## Start INFORMATION SUPPLIED

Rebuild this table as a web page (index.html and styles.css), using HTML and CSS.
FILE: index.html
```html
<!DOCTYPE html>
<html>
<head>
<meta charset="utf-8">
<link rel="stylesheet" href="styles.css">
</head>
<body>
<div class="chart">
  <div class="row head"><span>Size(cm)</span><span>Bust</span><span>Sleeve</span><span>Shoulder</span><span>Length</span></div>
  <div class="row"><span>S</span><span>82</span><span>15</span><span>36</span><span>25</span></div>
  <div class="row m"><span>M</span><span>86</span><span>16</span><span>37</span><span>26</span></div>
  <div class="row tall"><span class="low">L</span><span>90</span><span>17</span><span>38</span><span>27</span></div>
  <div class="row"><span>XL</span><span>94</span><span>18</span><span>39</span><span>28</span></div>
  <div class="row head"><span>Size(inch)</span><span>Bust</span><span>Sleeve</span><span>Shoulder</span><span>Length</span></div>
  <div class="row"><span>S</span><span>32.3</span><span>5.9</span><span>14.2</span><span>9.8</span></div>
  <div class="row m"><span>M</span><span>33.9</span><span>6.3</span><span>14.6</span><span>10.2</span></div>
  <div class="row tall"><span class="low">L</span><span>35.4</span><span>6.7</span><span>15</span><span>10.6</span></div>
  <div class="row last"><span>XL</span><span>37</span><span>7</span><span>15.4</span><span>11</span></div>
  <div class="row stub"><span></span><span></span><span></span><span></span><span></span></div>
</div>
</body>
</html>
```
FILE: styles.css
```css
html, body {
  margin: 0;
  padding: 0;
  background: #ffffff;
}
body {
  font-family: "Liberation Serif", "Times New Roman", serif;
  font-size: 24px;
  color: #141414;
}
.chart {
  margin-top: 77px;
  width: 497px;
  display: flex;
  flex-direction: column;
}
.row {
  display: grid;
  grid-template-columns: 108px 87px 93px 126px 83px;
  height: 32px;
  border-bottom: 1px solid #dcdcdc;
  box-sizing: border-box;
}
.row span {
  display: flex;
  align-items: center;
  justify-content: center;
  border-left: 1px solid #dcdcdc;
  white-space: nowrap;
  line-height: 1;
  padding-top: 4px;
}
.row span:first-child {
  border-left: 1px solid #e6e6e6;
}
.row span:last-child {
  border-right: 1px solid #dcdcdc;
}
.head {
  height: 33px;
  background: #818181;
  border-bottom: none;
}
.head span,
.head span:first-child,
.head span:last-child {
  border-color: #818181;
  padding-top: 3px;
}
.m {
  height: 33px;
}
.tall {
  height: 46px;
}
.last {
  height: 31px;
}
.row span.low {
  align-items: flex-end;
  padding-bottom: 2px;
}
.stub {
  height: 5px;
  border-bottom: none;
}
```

## End INFORMATION SUPPLIED

WHAT IS ASKED - Copy out all of the data exactly, leaving nothing out.

FULL OUTPUT -
Rebuild this table as a web page (index.html and styles.css), using HTML and CSS.
FILE: index.html
```html
<!DOCTYPE html>
<html>
<head>
<meta charset="utf-8">
<link rel="stylesheet" href="styles.css">
</head>
<body>
<div class="chart">
  <div class="row head"><span>Size(cm)</span><span>Bust</span><span>Sleeve</span><span>Shoulder</span><span>Length</span></div>
  <div class="row"><span>S</span><span>82</span><span>15</span><span>36</span><span>25</span></div>
  <div class="row m"><span>M</span><span>86</span><span>16</span><span>37</span><span>26</span></div>
  <div class="row tall"><span class="low">L</span><span>90</span><span>17</span><span>38</span><span>27</span></div>
  <div class="row"><span>XL</span><span>94</span><span>18</span><span>39</span><span>28</span></div>
  <div class="row head"><span>Size(inch)</span><span>Bust</span><span>Sleeve</span><span>Shoulder</span><span>Length</span></div>
  <div class="row"><span>S</span><span>32.3</span><span>5.9</span><span>14.2</span><span>9.8</span></div>
  <div class="row m"><span>M</span><span>33.9</span><span>6.3</span><span>14.6</span><span>10.2</span></div>
  <div class="row tall"><span class="low">L</span><span>35.4</span><span>6.7</span><span>15</span><span>10.6</span></div>
  <div class="row last"><span>XL</span><span>37</span><span>7</span><span>15.4</span><span>11</span></div>
  <div class="row stub"><span></span><span></span><span></span><span></span><span></span></div>
</div>
</body>
</html>
```
FILE: styles.css
```css
html, body {
  margin: 0;
  padding: 0;
  background: #ffffff;
}
body {
  font-family: "Liberation Serif", "Times New Roman", serif;
  font-size: 24px;
  color: #141414;
}
.chart {
  margin-top: 77px;
  width: 497px;
  display: flex;
  flex-direction: column;
}
.row {
  display: grid;
  grid-template-columns: 108px 87px 93px 126px 83px;
  height: 32px;
  border-bottom: 1px solid #dcdcdc;
  box-sizing: border-box;
}
.row span {
  display: flex;
  align-items: center;
  justify-content: center;
  border-left: 1px solid #dcdcdc;
  white-space: nowrap;
  line-height: 1;
  padding-top: 4px;
}
.row span:first-child {
  border-left: 1px solid #e6e6e6;
}
.row span:last-child {
  border-right: 1px solid #dcdcdc;
}
.head {
  height: 33px;
  background: #818181;
  border-bottom: none;
}
.head span,
.head span:first-child,
.head span:last-child {
  border-color: #818181;
  padding-top: 3px;
}
.m {
  height: 33px;
}
.tall {
  height: 46px;
}
.last {
  height: 31px;
}
.row span.low {
  align-items: flex-end;
  padding-bottom: 2px;
}
.stub {
  height: 5px;
  border-bottom: none;
}
```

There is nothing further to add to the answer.